On Thursday, England and Wales will hold local elections that are seen as a barometer of support for Prime Minister Rishi Sunak’s government.

But the SNP's focus will be on selecting a leader who can repair the party's image in Scotland and attract support from at least one opposition party in the regional parliament, where it is one seat short of a majority with 63 of the 128 voting seats.

That job appeared to be within reach Monday, as the Greens said they would be willing to work with the SNP now that Yousaf is out of the picture.

“The SNP is still the largest party in Parliament by some distance, and has the right to form a minority government,'' the Greens' co-leader, Patrick Harvey, said. “The Scottish Greens have a long track record of working constructively from opposition and will do so with any first minister who shares our progressive values and who can secure our confidence.''

One of the early favorites to replace Yousaf is former deputy first minister John Swinney, who said he was giving “very careful consideration” to seeking the top job. Another leading candidate is Kate Forbes, who narrowly lost to Yousaf in the last leadership contest. She is seen as unacceptable to the Greens because of her conservative religious views and opposition to gender identity reforms.

Whoever the SNP chooses, the new party leader will face the same tight electoral arithmetic that proved Yousaf's undoing.

With all of the other parties lined up against him, Yousaf would have had to make a deal with the breakaway Alba Party, which holds just one seat, to secure his job.

Founded in 2021 by former SNP leader and first minister Alex Salmond, Alba sees itself as the true voice of Scottish independence.
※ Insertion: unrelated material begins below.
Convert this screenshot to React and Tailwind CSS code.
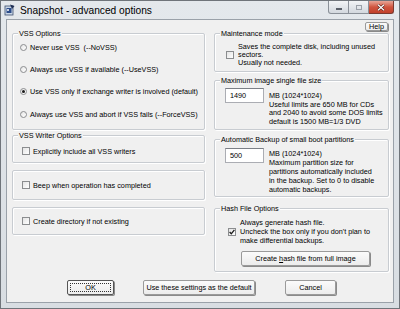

As the price of its support, Alba demanded that Yousaf put independence at the top of his agenda, move away from divisive “identity politics” and focus on issues such as jobs, education and investment in Scottish industry.

That proved a step too far for Yousaf.

“While a route through this week’s motion of no confidence was absolutely possible, I am not willing to trade my values and principles or do deals with whomever simply for retaining power,” he said.

Yousaf became the leader of the SNP and first minister of Scotland in March 2023 after former leader Nicola Sturgeon stepped down and cited the toll of more than eight years in office.

Support for the SNP in part declined after the party backed legislation to make it easier for people to change their gender and implemented a hate crime law that made transgender identity a protected characteristic, even though the same protections weren’t given to all women.

Then came Yousaf’s decision to scrap Scotland's goal of reducing carbon emissions by 75% by 2030.

Although he said Scotland would still achieve its goal of net-zero carbon emissions by 2045, the decision sparked tensions with coalition partners. The Green Party initially backed the change, but party leaders said they would poll the broader membership and reverse course if necessary.

Last week, Yousaf abruptly ended a power-sharing agreement with the Greens, embarrassing the party's two government ministers who had arrived for a Cabinet meeting. Although Yousaf on Monday acknowledged his mistake, it was too late to repair the damage.

“Hurt egos have destroyed countries before now, so it’s not exactly surprising that they are currently leading to the mess we’re in,’’ Murray Pittock, an expert on Scottish nationalism at the University of Glasgow, told The Associated Press. “And you can’t hurt people’s egos any more than by chucking them straight out of ministerial office with no warning, and their entire party with them.”